By Tom Perry

BEIRUT - A pioneering academic at Lebanon’s most distinguished university, Charlotte Karam has enjoyed professional success that has made her decision to leave the country all the more heart-wrenching.

An associate professor at the American University of Beirut (AUB), she has founded a centre to facilitate career success for women across the Arab world and with her team helped draft legislation against sexual harassment in Lebanon, the first of its kind.

But like many of Lebanon’s brightest people, Karam is on her way out of the country as it sinks ever deeper into crisis, part of a brain drain that points to crushed hopes and fear for the future.

“Leaving Lebanon is leaving a part of me. It’s a huge conflict,” said Karam, 45, a mother of two with a PhD in Applied Social Psychology.

“Every fibre in my body is telling me I have to stay to continue my work from Lebanon, but my fear is for the kids and their future,” said Karam, who was born in Canada to Lebanese parents.

In August, she will move back to Canada with her family, a decision shaped by the turmoil that has swept Lebanon since its financial system collapsed last year, shattering lives nationwide.

The crisis is widely seen as the biggest threat to Lebanon’s stability since the 1975-90 civil war.

Professionals including doctors, academics, entrepreneurs, and designers are planning to leave. Some have already gone. In many cases, they are drawing on second nationalities acquired by parents or grandparents who left Lebanon in emigration waves of the past.

The brain drain is stripping Lebanon of the kind of talent needed to bring about recovery.

It is a testament to the failure of Lebanese politicians to chart a path out of a crisis of their own making, and signals widely shared concern for the stability of a country that never fully recovered from its last war.

“Every time I sit with Lebanese colleagues, children of the civil war, they tell me to leave. ‘No-one should have to live the way we lived’. They are encouraging me to leave while they are stuck here. It’s heart-breaking,” Karam said.

She is moving to Ottawa, joining her brother who left Lebanon in 2015 as its slowing economy forced the sale of a once successful construction equipment business he ran with her husband. She will continue her work for AUB from Canada.


BUBBLE OF HOPE


Karam’s family have moved between Canada and Lebanon since the beginning of the last century. Her grandfather moved there from Lebanon in the 1950s, helped by an aunt who was the first to emigrate to Canada decades earlier.

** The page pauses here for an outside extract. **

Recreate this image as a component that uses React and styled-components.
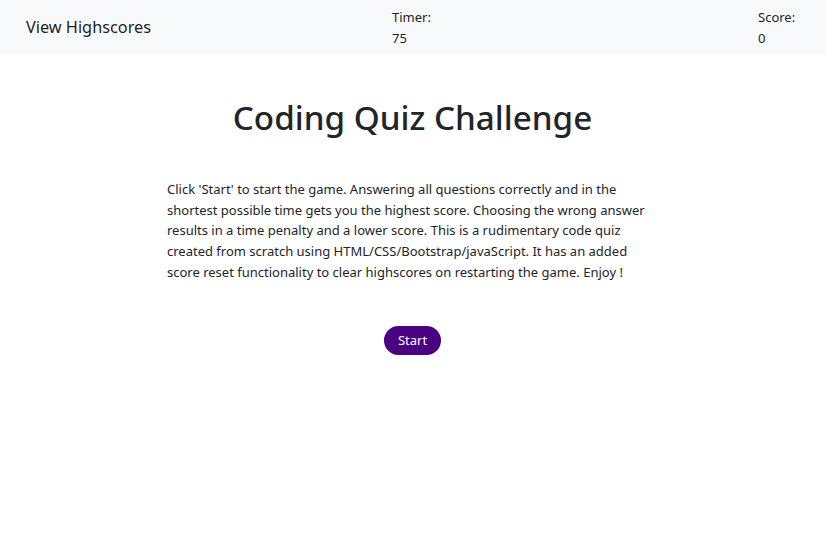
import React from "react";
import styled, { createGlobalStyle } from "styled-components";

const GlobalStyle = createGlobalStyle`
  body {
    margin: 0;
    background: #fff;
    color: #212529;
    font-family: "Segoe UI", "Noto Sans", "Open Sans", sans-serif;
    font-size: 13px;
    line-height: 20.7px;
  }
`;

const Navbar = styled.nav`
  display: grid;
  grid-template-columns: 366px 366px 1fr;
  align-items: center;
  height: 54px;
  padding-left: 26px;
  background: #f8f9fa;
`;

const Brand = styled.a`
  font-size: 16.3px;
  line-height: 1.5;
  margin-top: 1px;
  color: rgba(0, 0, 0, 0.9);
  text-decoration: none;
  cursor: pointer;
`;

const Stat = styled.div`
  font-size: 13px;
  line-height: 20.7px;
  margin-top: 1px;
  color: #212529;
`;

const Main = styled.main`
  display: flex;
  flex-direction: column;
  align-items: center;
`;

const Title = styled.h1`
  margin: 44px 0 0;
  font-size: 33.2px;
  font-weight: 500;
  line-height: 1.2;
`;

const Intro = styled.p`
  width: 491px;
  margin: 41px 0 0;
`;

const StartButton = styled.button`
  margin-top: 44px;
  padding: 4px 13.5px;
  border: none;
  border-radius: 999px;
  background: #4b0082;
  color: #fff;
  font-family: inherit;
  font-size: 13px;
  line-height: 20.7px;
  cursor: pointer;
`;

const App = () => {
  return (
    <>
      <GlobalStyle />
      <Navbar>
        <Brand>View Highscores</Brand>
        <Stat>
          Timer:
          <br />
          75
        </Stat>
        <Stat>
          Score:
          <br />0
        </Stat>
      </Navbar>
      <Main>
        <Title>Coding Quiz Challenge</Title>
        <Intro>
          Click 'Start' to start the game. Answering all questions correctly and
          in the shortest possible time gets you the highest score. Choosing the
          wrong answer results in a time penalty and a lower score. This is a
          rudimentary code quiz created from scratch using
          HTML/CSS/Bootstrap/javaScript. It has an added score reset
          functionality to clear highscores on restarting the game. Enjoy !
        </Intro>
        <StartButton>Start</StartButton>
      </Main>
    </>
  );
};

export default App;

Her parents brought the family to Lebanon in 1993.

“Lebanon was entering into high spirits and hope of rebuilding,” she said. “There were people who were returning, from North America, Australia, England, the Gulf, it was beautiful.”

“It was really a wonderful time.”

Lebanon has since endured numerous crises, including war with Israel, assassinations and political conflicts. Yet the current crisis is seen as the most dangerous of all.

The Lebanese pound has sunk by around 80%. Poverty, unemployment and prices are soaring, and depositors have lost access to their life savings.

The crisis, rooted in decades of corruption and bad governance, came to a head last October as the country was swept by protests demanding the reform of the sectarian system.

Karam took part and with colleagues drew up plans for the kind of competence-based governance many in Lebanon dream of.

“There was a big bubble of hope then the economic collapse, coupled with COVID-19 burst it,” she said.

“I blame the government and every single politician. We are done with the entrenched political class ... It is shameful that they could allow the country to spiral so badly out of control.”